In this study, the way parents touched their small children in playgrounds was compared in Paris and Miami. How adolescents touched each other in McDonald’s restaurants was also compared in Paris and Miami. The French children, who received more physical affection from their parents, were less physically and verbally aggressive towards their peers in the playground. The French adolescents were also more physically affectionate towards each other and showed less verbal and physical aggression.
The receivers of touch aren’t the only ones who benefit. In one study, when depressed mothers massaged their infants, not only did their infants show improved growth and development but the mothers’ depression levels also decreased. This two-way advantage was again seen in a study exploring the effects of touch between infants and the elderly. When elderly volunteers had the opportunity to massage infants, their stress hormones decreased and after one month they needed fewer doctors’ appointments. Such practice seems a wonderful way to simultaneously spread the benefits of touch across generations.
All this talk about touch can make some people uncomfortable. After all, what about inappropriate touch and the widespread taboos so prevalent in today’s society? Here is where it’s crucial to recognise just how important intention is when you touch someone, because touch is a powerful and accurate communicator of one’s emotions. Research psychologist Matthew Hertenstein demonstrated this when he had volunteers attempt to communicate a list of emotions to a blindfolded stranger through touch.
Hertenstein found that the receivers of touch were able to decode anger, fear, disgust, love, gratitude, sympathy, happiness and sadness with a surprisingly high accuracy of up to 78 per cent, based on touch alone. So when we talk of the power of touch to help people thrive and grow emotionally and cognitively, we refer to appropriate or loving touch.
The need for appropriate and loving touch appears to be so pressing today that, not only can you have a massage, you can even seek out the services of professional cuddler. For around $80 you can sign up for an hour of strictly platonic cuddling, hand holding and hair stroking. You can also do an accredited diploma in cuddle therapy and become a professional cuddler yourself.
The existence of a professional cuddling service suggests we have overlooked the importance of touch in a society where there are so many restrictions on touch in educational and professional settings, and where practices such as controlled crying for infants have gained popularity. While these restrictions and practices may have their place, they have led us to overlook how critical it is to soothe our children with a hug, to stop for a moment and just stroke our partner’s arm, or to hug a dear and needy friend.
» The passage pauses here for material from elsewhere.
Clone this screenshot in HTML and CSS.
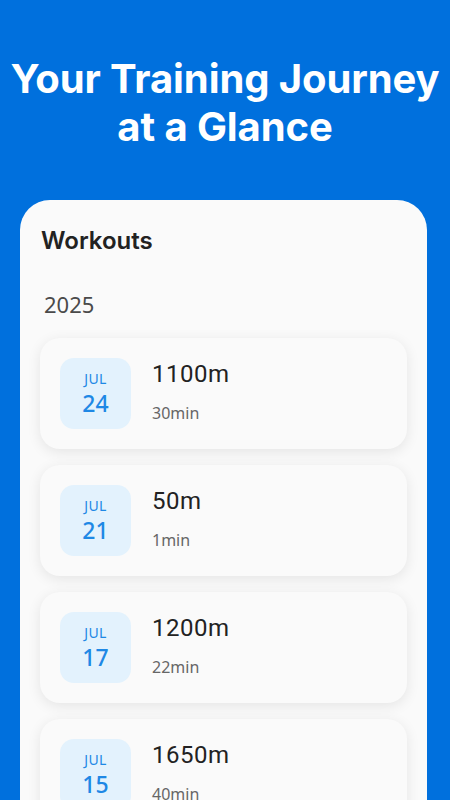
FILE: index.html
```html
<!DOCTYPE html>
<html lang="en">
<head>
<meta charset="utf-8">
<title>Your Training Journey</title>
<link rel="stylesheet" href="styles.css">
</head>
<body>
<main class="screen">
  <h1 class="headline">Your Training Journey<br>at a Glance</h1>
  <section class="panel">
    <h2 class="panel-title">Workouts</h2>
    <h3 class="year">2025</h3>
    <ul class="list">
      <li class="workout">
        <div class="date"><span class="month">JUL</span><span class="day">24</span></div>
        <div class="info"><span class="distance">1100m</span><span class="duration">30min</span></div>
      </li>
      <li class="workout">
        <div class="date"><span class="month">JUL</span><span class="day">21</span></div>
        <div class="info"><span class="distance">50m</span><span class="duration">1min</span></div>
      </li>
      <li class="workout">
        <div class="date"><span class="month">JUL</span><span class="day">17</span></div>
        <div class="info"><span class="distance">1200m</span><span class="duration">22min</span></div>
      </li>
      <li class="workout">
        <div class="date"><span class="month">JUL</span><span class="day">15</span></div>
        <div class="info"><span class="distance">1650m</span><span class="duration">40min</span></div>
      </li>
    </ul>
  </section>
</main>
</body>
</html>
```
FILE: styles.css
```css
html, body {
  margin: 0;
  padding: 0;
}
body {
  background: #0070dd;
  width: 450px;
  height: 800px;
  overflow: hidden;
}
.screen {
  display: flex;
  flex-direction: column;
  padding-top: 55px;
}
.headline {
  margin: 0;
  font-family: Inter, "Liberation Sans", sans-serif;
  font-weight: 700;
  font-size: 40px;
  line-height: 48px;
  color: #ffffff;
  text-align: center;
  letter-spacing: -0.1px;
}
.panel {
  margin: 49px 0 0 20px;
  width: 407px;
  background: #fafafa;
  border-radius: 30px 30px 0 0;
  padding: 26px 20px 40px 20px;
  box-sizing: border-box;
  min-height: 700px;
}
.panel-title {
  margin: 0 0 0 1px;
  font-family: Inter, "Liberation Sans", sans-serif;
  font-weight: 600;
  font-size: 24px;
  line-height: 29px;
  color: #222222;
}
.year {
  margin: 34px 0 0 4px;
  font-family: "Noto Sans", "Open Sans", sans-serif;
  font-weight: 400;
  font-size: 22px;
  line-height: 30px;
  color: #4a4a4a;
}
.list {
  list-style: none;
  margin: 19px 0 0 0;
  padding: 0;
  display: flex;
  flex-direction: column;
  gap: 16px;
}
.workout {
  display: flex;
  align-items: flex-start;
  gap: 21px;
  padding: 20px;
  background: #fafafa;
  border-radius: 20px;
  box-shadow: 0 3px 14px rgba(0, 0, 0, 0.09);
}
.date {
  width: 71px;
  height: 71px;
  flex: none;
  border-radius: 14px;
  background: #e3f2fd;
  display: flex;
  flex-direction: column;
  align-items: center;
  justify-content: center;
  font-family: "Noto Sans", "Open Sans", sans-serif;
  color: #1e88e5;
}
.month {
  font-size: 14px;
  line-height: 19px;
  letter-spacing: 0.3px;
}
.day {
  font-size: 23px;
  line-height: 31px;
  font-weight: 500;
}
.info {
  display: flex;
  flex-direction: column;
  padding-top: 2px;
}
.distance {
  font-family: Roboto, "Liberation Sans", sans-serif;
  font-size: 24px;
  line-height: 28px;
  font-weight: 400;
  color: #222222;
  letter-spacing: 0.5px;
}
.duration {
  margin-top: 14px;
  font-family: "Noto Sans", "Open Sans", sans-serif;
  font-size: 16px;
  line-height: 22px;
  color: #666666;
}
```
John Joseph Powell, in his famous book, The Secret of Staying in Love, states, “It is an absolute human certainty that no one can know his own beauty or perceive a sense of his own worth until it has been reflected back to him in the mirror of another loving, caring human being.” Wise words.
Being touched appropriately and with love isn’t just about building your brain and relaxing your nervous system, nor is it only about developing a strong healthy body that thrives and a mind with more emotional resilience. Exercising your earliest and largest sense is to employ a powerful language of love and connection that builds your sense of worth at the deepest level. The more you exercise this language, the more you reap and spread its benefits in building a healthy, happy society.
Sonia Zadro is a clinical psychologist with 20 years’ experience and a freelance writer. She is interested in helping people heal and opening their minds through science.